The second reason has to do with our worldview, and its translation to the page reveals itself in modes of experience that do not follow the laws of logic and rationalism, but instead plunge headlong into sensation and style--sometimes called garish, we say full of life. On the whole, we’re a tactile bunch. You see it in how we walk, talk, make love, and sing. For example, to really play reggae, you need to have a feel for the music. The current watered down version of what passes for reggae is a result of North American influence on the music. The synthesized, mechanized beats are Americanized versions of the real thing. It has flourished because it sells on North American radio stations. What counts in North American pop culture is units, baby, units! Reggae musicians have gone along with the watering down because they have to eat and they want gold and platinum records and a Grammy. But they’ve moved away from the feel of the music—the suppleness of the bass line that has the stops and starts of systole and diastole. It’s like watching the North American team in the World Cup. They know (intellectually) where they should be and what each position calls for—as if they were playing American football which is based on brute force, advancing players occupying territory, and strategic advancement. Football, however, demands an instinctive feel for the ball and everything that is happening in the game, including the position of other players and the future positions of the players as the game changes. It also requires the kind of spontaneity and improvisation that is at the heart of good reggae jam session.
To really appreciate a jam session, you have to understand subtlety--a talent that is almost congenital in the Caribbean and to which we respond instinctively. As Professor Nettleford likes to remind us, “We are a textured people.” The pentameter rules American poetry and letters, and it’s the notion of Apollonian order instead of Ellegguan chaos that plays with tones and nuances, the rhythms of the hurricane and the broken axle. The reader has to be willing to shed notions of what is and what is not and enter the world of the Caribbean artist where all those crickets are chirping, frogs are croaking, the surf is tumbling, and my God, who knows what kind of Black people will pop out of the bush while you are here on the beach naked as they day you were born. That openness to experimentation that is seen in Derek Walcott, Dennis Scott, Tony McNeill, Kendel Hippolyte, and Kamau Brathwaite, the daring to play with color (in all senses) often leaves North Americans bewildered because they don’t have a context to understand the action or the bass line.
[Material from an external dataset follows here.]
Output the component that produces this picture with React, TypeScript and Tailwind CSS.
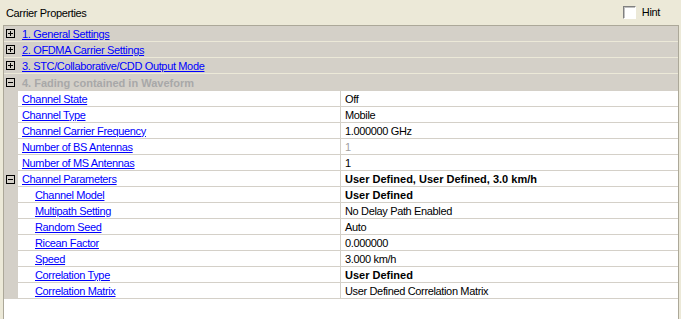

So, the editor will say, “Great writing, but I just do get it!” They didn’t get Bob either when he said, “Feel it in the one drop.”
The grace and style of a line that is broken and remolded into something “torn and new” is measure of our capacity for greatness.
Technorati tags:
Caribbean writers
Jamaican writers
Americas
Caribbean
Jamaica
Culture
Books
Writing
iron balloons
4 comments:
in my opinion you got the main gist here "Contact with anything un-American borders on dabbling with the unknown,"
Americans are an extremely patriotic bunch, home drums beat first and anything 'foreign' is questionable.
along with that comes the dialects that we caribbean folk employ. in listening to and reading material from out of jamaica there were times i never got some of the exact meaning of words. there were some words that were exclusively jamaican that i hadnt the foggiest idea what they were but from the context I was able to determine a rough meaning until i could find someone to fully explain. I find with north americans they want a full translation immediately its not enough to try to figure out the meaning from context.
a so it go!
Or as Bob Marley would say, "If ah so, ah so!"
I'm not so sure. I've been thinking about this topic for a while, because this was an assumption I made about my own work before it was published. But since publication I have experienced the complete opposite. While Americans from critics to writers to readers have embraced my novel, the Brits have been near unanimous in their rejection of it. No Britsh publisher would touch it, the sole brit review was smarmy and patronising, comparing me to Andrew Salkey. This of course flies in the face of our conception that the British audience is more readily receptive to a Caribbean book.
But I think it is more than that. Older generation Caribbean writers such as Selvon, Naipaul or even Roger Mais were educated and cultured in a British sensibility whereas a writer such as myself came alive through dancehall, alternative rock, hip-hop and Starsky and Hutch. Hell, my book opens with a quote from Captain Beefheart.
I think also that the courage to use dialect came from Twain, Faulkner and Toni Morrison not any british writer or lit teacher who would view such a thing with at best bemusement, at worst scorn, hence the slightly patronising tone to Brother man and the continuing belief that anything in patois must be a Louise Bennet minstrel show.
Whatever the reason, I've had better responses from Americans than Brits. Go figure.
Marlon, what a difference a generation makes!
I started shopping around Benjamin, My Son in the late eighties/early nineties and nothing happened. The Brits, at first, were quite receptive and then everthing went flat. Then, the Americans said short stories couldn't be sold and Junot sold Drown.
Finally, I gave in and Peepal Tree published Uncle Obadiah and Benjamin (2003).
Luckily, we now have people like Johnny Temple and I hope more like him join in.
Two things drive book publishing: agents and courageous publishers. The samll publishers only have a margin to lose, so they can take chances hoping the next book will be Harry Potter. Al we can do is to continue to write.
If I haven't said so before, congratulations on your book. I wish you all the best.